Severin Zahler Jul 10, 2017 (08:36)

Okay so just fyi, here's which cases I distinguished on marked glosses:

- "?Gloss" --> "Gloss" (except "? Gloss")
- "(?Gloss)" --> "Gloss"
- "Glosspart (?Glosspart)" remains unchanged
- "Gloss?" --> "Gloss", IF speech is != "phrase", else remains unchanged
- "(lit.) ?Gloss" --> "(lit.) Gloss"

- "‽Gloss" --> "Gloss" (except "‽ Gloss")
- "Gloss‽" --> "Gloss" (always)

- "†Gloss" --> "Gloss"
- "Gloss†" --> "Gloss"

- "*Gloss" --> "Gloss"
- "(lit.) Gloss" --> "(lit.) Gloss"
- "Gloss" --> "Gloss"

All extracted marks are stored seperately (translations are stored as entry in the table "has_relation" which contains the ID of the elvish and the english word, and the marks are stored in the table "relation_has_mark" which contains a relation-ID and a mark-ID.

This yields the following list of glosses (on conlang words, ref's are untouched), that still contain a mark:

Especially noteworthy: I now added the rule, that "phrase" and "text"-glosses are no longer split on commas. While it ensures that I do not store sentence-fragments there seem to be some sentences with multiple, comma-separated glosses, between which I cannot distinguish. Thus i.e. the gloss "in the flowing sea, (lit.) *in sea-streams" keeps the mark while it had been split off if the two glosses would have been separated. I'll keep it like this though as my form anyway won't be intended to search for phrases and I prefer this solution over gloss-fragments.
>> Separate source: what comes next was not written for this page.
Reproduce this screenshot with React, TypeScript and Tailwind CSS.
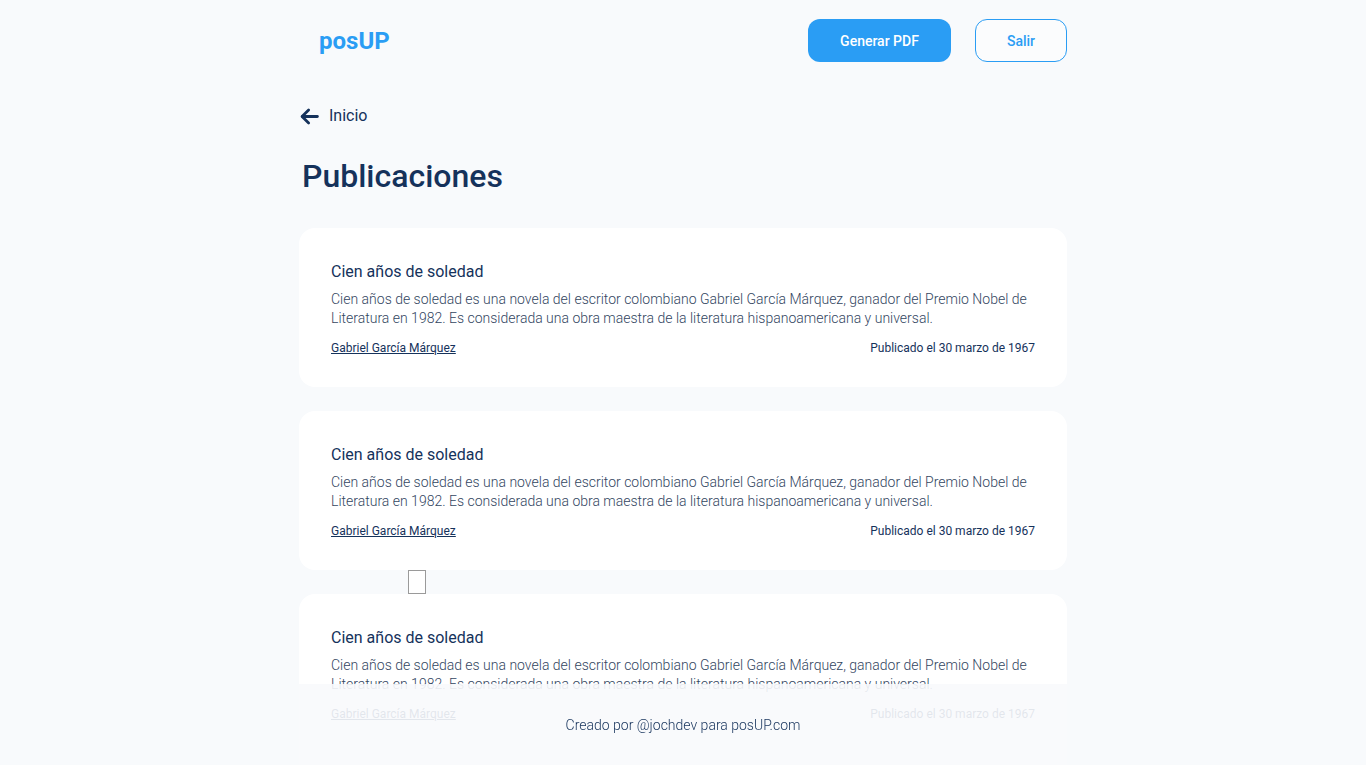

Then as you see in the picture my program marks the source "PEE/17.35" as not resolvable. I guess I should add this to the excpetional source formats where I already have types "MS/01.04" and "Plotz/11.2".

Furthermore I am now checking all verb-glosses whether they start with "to ", and if not I add that. So far I have not added it to 's glosses.

Also I now added the relations to the constructed languages.

With that I have worked off all the changes I wanted to do and I'll be porting the data to the database again today (gonna take a while...) So probably tomorrow I'll make some more queries to check on the consistency of the data and maybe point out some more things that may be of interest for you.